Promotion and Relegation.
This is important because the better a club you are the better division you play in. In Europe all the leagues are interconnected within their own countries. In England, which I'm gonna go ahead and venture a guess has the largest structure, to quote wikipedia "The system has a hierarchical format with promotion and relegation between leagues at different levels, allowing even the smallest club the possibility of ultimately rising to the very top of the system. There are more than 140 leagues, containing more than 480 divisions.[1] The exact number of clubs varies from year to year as clubs join and leave leagues or fold altogether, but an estimated average of 15 clubs per division implies that more than 7,000 clubs are members of a league in the English football league system." So I could start a team in say Mid-Sussex Football League division eleven and be in the premier league, I assuming I keep winning, in 20-ish some years. And assuming I build a nice enough stadium, yada yada, the premier league has a series of conditions you need to fufill in order to go up. But basically. the top teams go up a level, bottom teams go down. And this is how it works, an a somewhat smaller scale in most countries (Albania has four levels mostly because everyone here plays pickup 5 on 5 soccer and there's no good fields anyways), all over Europe.
What goes this mean? Well in the major sports leagues in N. America theres no risk when it comes to playing badly. Actually you're rewarded with the best pick or the best chance at a top pick of the incoming crop of collegiate athletes. You're gate revenue may go down but all you need is one big free agent signing, a big name rookie, or live in a big enough market to ensure that you're be able to keep the dollars flowing. So you see teams purposely tanking in order to get the best chance at a top prospect. In Europe you see the opposite. Which takes us to...
Why Soccer is structured so dang well...
a Table Format
I love the table structure of play. At least in England, every team plays each other twice, home and away. Top team after 38 games takes the title. That's it. Sometimes its a blowout with teams securing the title a month in advance, sometimes it comes down to the last day. But every game is important. No turning it on in the playoffs like hockey and basketball (hello celtics). And the best team usually wins. But's theres also drama on the other end of the table. The bottom three teams drop out of he top flight to the next division down. One team, which felt slighted after another club managed to avoid relegation by improperly signing Carlos Tevez, a famous Argentine player a few years ago, put the figure at 45 million pounds as the monetary loss at playing in the second level of English football, which they felt was owed to them by the team who had broken the rules. So for that amount of money they are fighting tooth and nail at the bottom of the table to get out of those bottom three spots.
b Cup Format
Running Concurrently with the regular season is each countries single elimination Cup tournament. (I'm using a lot of English examples I know but let's face it English soccer rocks) In the FA(Football Association) Cup had 762 teams competing for it in 2010 from the top 9 or so levels of the football pyramid. The larger leagues get dropped into the competition later on in the bracket but you regularly see smaller division teams taking big scalps and knocking off big clubs early in the competition and making cinderella like runs deep into the tournament.
c European Competition.
But by far the best part is the Champions League and the lesser Europa League where the best teams of EVERY European league get together and battle it out every year which makes for the best football you'll ever see bar none. The biggest and best clubs consistently make the final from all across the continent which makes for excellent football and interesting match-ups. And the craziest thing is all the European countries have a shot at getting their best teams to the final. Spots are allocated best on a complex merit-based system where the bigger teams and countries get dropped into the latter stages of the competition but even little ol' Albania has a chance to get its local champion a chance at facing the Barcelonas and Manchester Uniteds for European glory.

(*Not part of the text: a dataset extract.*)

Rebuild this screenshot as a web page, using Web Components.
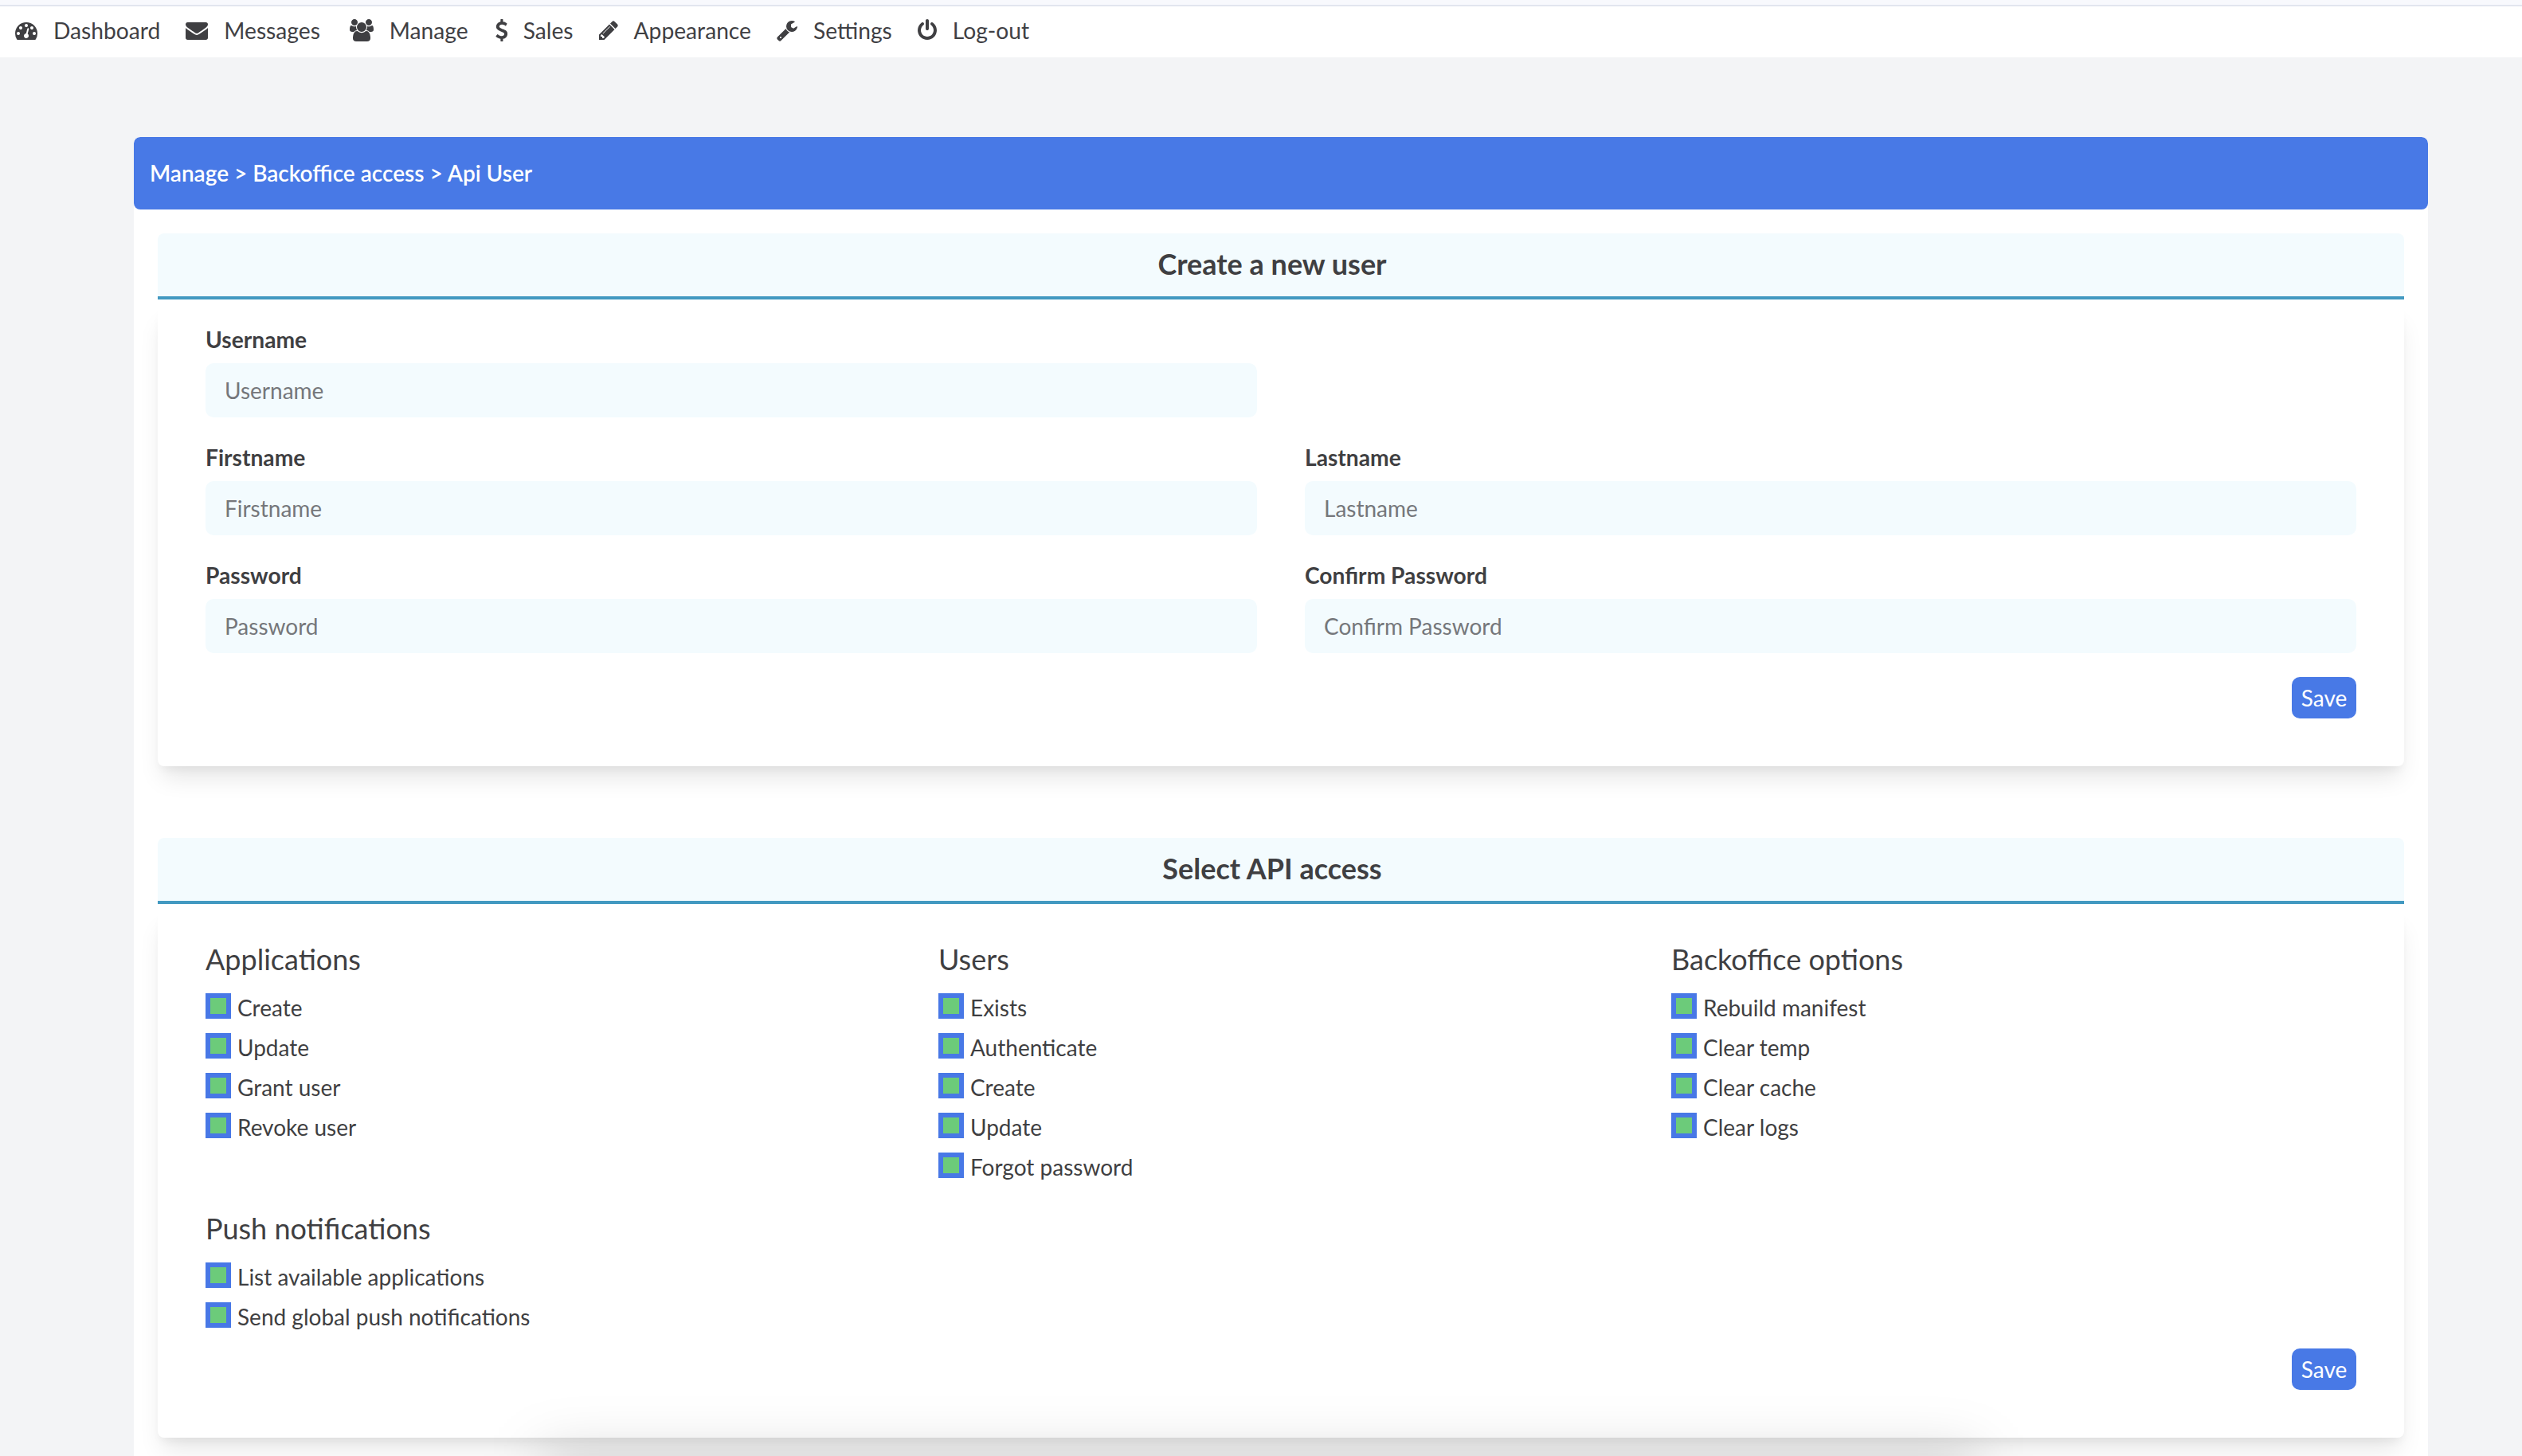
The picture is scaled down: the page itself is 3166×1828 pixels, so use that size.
<!DOCTYPE html>
<html>
<head>
<meta charset="utf-8">
<title>Api User</title>
<style>
    html, body { margin: 0; height: 100%; overflow: hidden; }
    body { background: #f3f4f6; color: #3f3f42; font: 28px/38px Lato, "Open Sans", sans-serif; }
</style>
</head>
<body>
<app-nav>
    <nav-item icon="dashboard">Dashboard</nav-item>
    <nav-item icon="envelope" style="margin-right: 5px">Messages</nav-item>
    <nav-item icon="users">Manage</nav-item>
    <nav-item icon="usd">Sales</nav-item>
    <nav-item icon="pencil">Appearance</nav-item>
    <nav-item icon="wrench">Settings</nav-item>
    <nav-item icon="power">Log-out</nav-item>
</app-nav>

<page-panel crumbs="Manage &gt; Backoffice access &gt; Api User">
    <section-card heading="Create a new user">
        <field-grid>
            <form-field label="Username"></form-field>
            <span></span>
            <form-field label="Firstname"></form-field>
            <form-field label="Lastname"></form-field>
            <form-field label="Password" type="password"></form-field>
            <form-field label="Confirm Password" type="password"></form-field>
        </field-grid>
        <save-button slot="footer">Save</save-button>
    </section-card>

    <section-card heading="Select API access" class="access">
        <access-grid>
            <access-group heading="Applications" items="Create|Update|Grant user|Revoke user"></access-group>
            <access-group heading="Users" items="Exists|Authenticate|Create|Update|Forgot password"></access-group>
            <access-group heading="Backoffice options" items="Rebuild manifest|Clear temp|Clear cache|Clear logs"></access-group>
            <access-group heading="Push notifications" items="List available applications|Send global push notifications"></access-group>
        </access-grid>
        <save-button slot="footer">Save</save-button>
    </section-card>
</page-panel>

<script>
const ICONS = {
    dashboard: ["0 0 1792 1792", "M384 1152q0-53-37.500-90.500t-90.500-37.500-90.500 37.500-37.500 90.500 37.500 90.500 90.500 37.500 90.500-37.500 37.500-90.500zm192-448q0-53-37.500-90.500t-90.500-37.500-90.500 37.500-37.500 90.500 37.500 90.500 90.500 37.500 90.500-37.500 37.500-90.500zm428 481l101-382q6-26-7.500-48.500t-38.500-29.500-48 6.500-30 39.500l-101 382q-60 5-107 43.500t-63 98.500q-20 77 20 146t117 89 146-20 89-117q16-60-6-117t-72-91zm660-33q0-53-37.500-90.500t-90.500-37.500-90.500 37.500-37.500 90.500 37.500 90.500 90.500 37.500 90.500-37.500 37.500-90.500zm-640-640q0-53-37.500-90.500t-90.500-37.500-90.500 37.500-37.500 90.500 37.500 90.500 90.500 37.500 90.500-37.500 37.500-90.500zm448 192q0-53-37.500-90.500t-90.500-37.500-90.500 37.500-37.500 90.500 37.500 90.500 90.500 37.500 90.500-37.500 37.500-90.500zm320 448q0 261-141 483-19 29-54 29h-1402q-35 0-54-29-141-221-141-483 0-182 71-348t191-286 286-191 348-71 348 71 286 191 191 286 71 348z"],
    envelope: ["0 0 1792 1792", "M1792 710v794q0 66-47 113t-113 47h-1472q-66 0-113-47t-47-113v-794q44 49 101 87 362 246 497 345 57 42 92.500 65.500t94.500 48 110 24.500h2q51 0 110-24.500t94.500-48 92.500-65.500q170-123 498-345 57-39 100-87zm0-294q0 79-49 151t-122 123q-376 261-468 325-10 7-42.500 30.500t-54 38-52 32.500-57.500 27-50 9h-2q-23 0-50-9t-57.500-27-52-32.500-54-38-42.500-30.500q-91-64-262-182.500t-205-142.500q-62-42-117-115.500t-55-136.500q0-78 41.500-130t118.500-52h1472q65 0 112.500 47t47.500 113z"],
    users: ["0 0 1920 1792", "M593 896q-162 5-265 128h-134q-82 0-138-40.500t-56-118.500q0-353 124-353 6 0 43.500 21t97.500 42.500 119 21.500q67 0 133-23-5 37-5 66 0 139 81 256zm1071 637q0 120-73 189.500t-194 69.500h-874q-121 0-194-69.500t-73-189.500q0-53 3.500-103.500t14-109 26.500-108.500 43-97.500 62-81 85.500-53.500 111.500-20q10 0 43 21.500t73 48 107 48 135 21.500 135-21.500 107-48 73-48 43-21.500q61 0 111.500 20t85.500 53.500 62 81 43 97.500 26.500 108.500 14 109 3.500 103.500zm-1024-1277q0 106-75 181t-181 75-181-75-75-181 75-181 181-75 181 75 75 181zm704 384q0 159-112.500 271.500t-271.500 112.500-271.500-112.500-112.500-271.500 112.500-271.500 271.500-112.500 271.500 112.500 112.500 271.500zm576 225q0 78-56 118.500t-138 40.500h-134q-103-123-265-128 81-117 81-256 0-29-5-66 66 23 133 23 59 0 119-21.500t97.500-42.500 43.500-21q124 0 124 353zm-128-609q0 106-75 181t-181 75-181-75-75-181 75-181 181-75 181 75 75 181z"],
    usd: ["270 0 1092 1792", "M1362 1185q0 153-99.500 263.500t-258.500 136.500v175q0 14-9 23t-23 9h-135q-13 0-22.500-9.500t-9.500-22.500v-175q-66-9-127.500-31t-101.500-44.500-74-48-46.500-37.500-17.500-18q-17-21-2-41l103-135q7-10 23-12 15-2 24 9l2 2q113 99 243 125 37 8 74 8 81 0 142.500-43t61.500-122q0-28-15-53t-33.500-42-58.500-37.500-66-32-80-32.500q-39-16-61.500-25t-61.500-26.500-62.500-31-56.500-35.500-53.500-42.500-43.500-49-35.500-58-21-66.500-8.500-78q0-138 98-242t255-134v-180q0-13 9.500-22.500t22.500-9.500h135q14 0 23 9t9 23v176q57 6 110.500 23t87 33.500 63.500 37.500 39 29 15 14q17 18 5 38l-81 146q-8 15-23 16-14 3-27-7-3-3-14.500-12t-39-26.500-58.500-32-74.500-26-85.500-11.500q-95 0-155 43t-60 111q0 26 8.500 48t29.500 41.500 39.500 33 56 31 60.500 27 70 27.500q53 20 81 31.500t76 35 75.500 42.500 62 50 53 63.500 31.500 76.500 13 94z"],
    pencil: ["128 0 1536 1792", "M491 1536l91-91-235-235-91 91v107h128v128h107zm523-928q0-22-22-22-10 0-17 7l-542 542q-7 7-7 17 0 22 22 22 10 0 17-7l542-542q7-7 7-17zm-54-192l416 416-832 832h-416v-416zm683 96q0 53-37 90l-166 166-416-416 166-165q36-38 90-38 53 0 91 38l235 234q37 39 37 91z"],
    wrench: ["64 0 1664 1792", "M448 1472q0-26-19-45t-45-19-45 19-19 45 19 45 45 19 45-19 19-45zm644-420l-682 682q-37 37-90 37-52 0-91-37l-106-108q-38-36-38-90 0-53 38-91l681-681q39 98 114.500 173.500t173.500 114.500zm634-435q0 39-23 106-47 134-164.500 217.500t-258.500 83.500q-185 0-316.500-131.500t-131.500-316.500 131.500-316.500 316.500-131.500q58 0 121.500 16.500t107.500 46.500q16 11 16 28t-16 28l-293 169v224l193 107q5-3 79-48.500t135.500-81 70.500-35.500q15 0 23.500 10t8.500 25z"],
    power: ["128 0 1536 1792", "M1664 896q0 156-61 298t-164 245-245 164-298 61-298-61-245-164-164-245-61-298q0-182 80.500-343t226.500-270q43-32 95.500-25t83.500 50q32 42 24.500 94.500t-49.500 84.500q-98 74-151.500 181t-53.500 228q0 104 40.500 198.500t109.500 163.500 163.500 109.500 198.500 40.500 198.500-40.500 163.500-109.500 109.500-163.500 40.500-198.500q0-121-53.500-228t-151.500-181q-42-32-49.500-84.500t24.500-94.500q31-43 84-50t95 25q146 109 226.500 270t80.500 343zm-640-768v640q0 52-38 90t-90 38-90-38-38-90v-640q0-52 38-90t90-38 90 38 38 90z"]
};

class AppNav extends HTMLElement {
    constructor() {
        super();
        this.attachShadow({ mode: "open" }).innerHTML = `
            <style>
                :host {
                    display: flex;
                    box-sizing: border-box;
                    height: 72px;
                    padding: 0 0 2px 19px;
                    gap: 32px;
                    align-items: center;
                    background: white;
                    border-top: 6px solid #f8f9fd;
                    box-shadow: inset 0 2px 0 #e2e6ef;
                    font-size: 28.2px;
                }
            </style>
            <slot></slot>
        `;
    }
}

class NavItem extends HTMLElement {
    constructor() {
        super();
        const [box, path] = ICONS[this.getAttribute("icon")];
        const [, , w, h] = box.split(" ").map(Number);
        this.attachShadow({ mode: "open" }).innerHTML = `
            <style>
                :host {
                    display: flex;
                    align-items: center;
                    gap: 20px;
                    color: #404044;
                    line-height: 36px;
                }
                svg { height: 28px; width: ${28 * w / h}px; fill: #3f3f42; display: block; }
            </style>
            <svg viewBox="${box}"><path d="${path}"></path></svg>
            <slot></slot>
        `;
    }
}

class PagePanel extends HTMLElement {
    constructor() {
        super();
        this.attachShadow({ mode: "open" }).innerHTML = `
            <style>
                :host {
                    display: block;
                    margin: 100px 118px 0 168px;
                    height: 1656px;
                    background: white;
                    border-radius: 8px 8px 0 0;
                    position: relative;
                    overflow: hidden;
                }
                /* shadow of whatever sits just under the fold */
                :host::after {
                    content: "";
                    position: absolute;
                    left: 512px;
                    top: 1653px;
                    width: 1800px;
                    height: 200px;
                    background: rgba(0, 0, 0, 0.17);
                    filter: blur(35px);
                }
                .crumbs {
                    box-sizing: border-box;
                    height: 91px;
                    padding: 0 0 2px 20px;
                    display: flex;
                    align-items: center;
                    background: #4879e6;
                    color: white;
                    font-weight: 600;
                    border-radius: 8px;
                }
                .body {
                    padding: 30px 30px 0;
                    display: flex;
                    flex-direction: column;
                    gap: 90px;
                }
            </style>
            <div class="crumbs"></div>
            <div class="body"><slot></slot></div>
        `;
        this.shadowRoot.querySelector(".crumbs").textContent = this.getAttribute("crumbs");
    }
}

class SectionCard extends HTMLElement {
    constructor() {
        super();
        this.attachShadow({ mode: "open" }).innerHTML = `
            <style>
                :host { display: block; }
                .head {
                    box-sizing: border-box;
                    height: 83px;
                    padding: 0 22px 4px 0;
                    display: flex;
                    align-items: center;
                    justify-content: center;
                    background: #f3fbfe;
                    border-bottom: 4px solid #4299c1;
                    border-radius: 8px 8px 0 0;
                    font-size: 36px;
                    font-weight: 700;
                }
                .card {
                    margin-top: 8px;
                    padding: 22px 60px 60px;
                    background: white;
                    border-radius: 8px;
                    box-shadow: 0 20px 30px -6px rgba(0, 0, 0, 0.1), 0 8px 12px -4px rgba(0, 0, 0, 0.05);
                }
                .footer { display: flex; justify-content: flex-end; margin-top: 30px; }
                :host(.access) .card { padding-top: 37px; }
                :host(.access) .footer { margin-top: 8px; }
            </style>
            <div class="head"></div>
            <div class="card">
                <slot></slot>
                <div class="footer"><slot name="footer"></slot></div>
            </div>
        `;
        this.shadowRoot.querySelector(".head").textContent = this.getAttribute("heading");
    }
}

class FieldGrid extends HTMLElement {
    constructor() {
        super();
        this.attachShadow({ mode: "open" }).innerHTML = `
            <style>
                :host { display: grid; grid-template-columns: 1fr 1fr; gap: 30px 60px; }
            </style>
            <slot></slot>
        `;
    }
}

class FormField extends HTMLElement {
    constructor() {
        super();
        this.attachShadow({ mode: "open" }).innerHTML = `
            <style>
                :host { display: block; }
                label { display: block; height: 40px; line-height: 40px; margin-bottom: 10px; font-weight: 700; font-size: 28.2px; }
                input {
                    display: block;
                    box-sizing: border-box;
                    width: 100%;
                    height: 68px;
                    padding: 0 24px;
                    border: 0;
                    border-radius: 10px;
                    background: #f3fbfe;
                    color: #3f3f42;
                    font: inherit;
                }
                input::placeholder { color: #75777b; opacity: 1; }
            </style>
            <label></label>
            <input>
        `;
        const name = this.getAttribute("label");
        this.shadowRoot.querySelector("label").textContent = name;
        const input = this.shadowRoot.querySelector("input");
        input.placeholder = name;
        input.type = this.getAttribute("type") || "text";
    }
}

class AccessGrid extends HTMLElement {
    constructor() {
        super();
        this.attachShadow({ mode: "open" }).innerHTML = `
            <style>
                :host { display: grid; grid-template-columns: repeat(3, 1fr); gap: 21px 60px; }
            </style>
            <slot></slot>
        `;
    }
}

class AccessGroup extends HTMLElement {
    constructor() {
        super();
        this.attachShadow({ mode: "open" }).innerHTML = `
            <style>
                :host { display: block; }
                h3 { margin: 0 0 19px; font-size: 36px; line-height: 48px; font-weight: 400; }
            </style>
            <h3></h3>
            <div class="items"></div>
        `;
        this.shadowRoot.querySelector("h3").textContent = this.getAttribute("heading");
        const items = this.shadowRoot.querySelector(".items");
        for (const text of this.getAttribute("items").split("|")) {
            const item = document.createElement("check-item");
            item.textContent = text;
            items.appendChild(item);
        }
    }
}

class CheckItem extends HTMLElement {
    constructor() {
        super();
        this.attachShadow({ mode: "open" }).innerHTML = `
            <style>
                :host { display: flex; height: 50px; gap: 8px; align-items: flex-start; line-height: 36px; }
                .box {
                    box-sizing: border-box;
                    flex: none;
                    width: 32px;
                    height: 32px;
                    border: 6px solid #4878e6;
                    background: #6ccb7a;
                }
            </style>
            <span class="box"></span>
            <slot></slot>
        `;
    }
}

class SaveButton extends HTMLElement {
    constructor() {
        super();
        this.attachShadow({ mode: "open" }).innerHTML = `
            <style>
                :host {
                    display: block;
                    width: 81px;
                    height: 52px;
                    line-height: 52px;
                    text-align: center;
                    background: #4879e6;
                    color: white;
                    border-radius: 10px;
                    font-size: 28px;
                }
            </style>
            <slot></slot>
        `;
    }
}

customElements.define("app-nav", AppNav);
customElements.define("nav-item", NavItem);
customElements.define("page-panel", PagePanel);
customElements.define("section-card", SectionCard);
customElements.define("field-grid", FieldGrid);
customElements.define("form-field", FormField);
customElements.define("access-grid", AccessGrid);
customElements.define("access-group", AccessGroup);
customElements.define("check-item", CheckItem);
customElements.define("save-button", SaveButton);
</script>
</body>
</html>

So the bottom line is anybody with a decent amount of money, a half decent place to play, and 18 guys can start a team, and assuming they keep winning could be playing against the biggest teams in the world. Of course they won't but the only thing stopping them is losing. Which when you think about it is pretty incredible from a N. American perspective. It's as if every minor junior hockey team was connected to the NHL by competition, instead of just being a feeder system for the bigger league. So I start a team with me and my buddies in the lowest hockey league. We win a bunch of games, jump up a level, get some better players, jump up another level, there's nothing stopping us from getting to the NHL.
So here's a funny soccer anecdote. I went to this early qualifying match for the local Tirana club with a Hungarian team. The reserve players were warming up and some guy in my section starts yelling to a guy on the bench on the other side, of the field. I don't know if he knew him or what, but the guy starts yelling back from the opposite side of the field. And the end up having this little conversation,"how you doing" yada yada. Thought it was hilarious.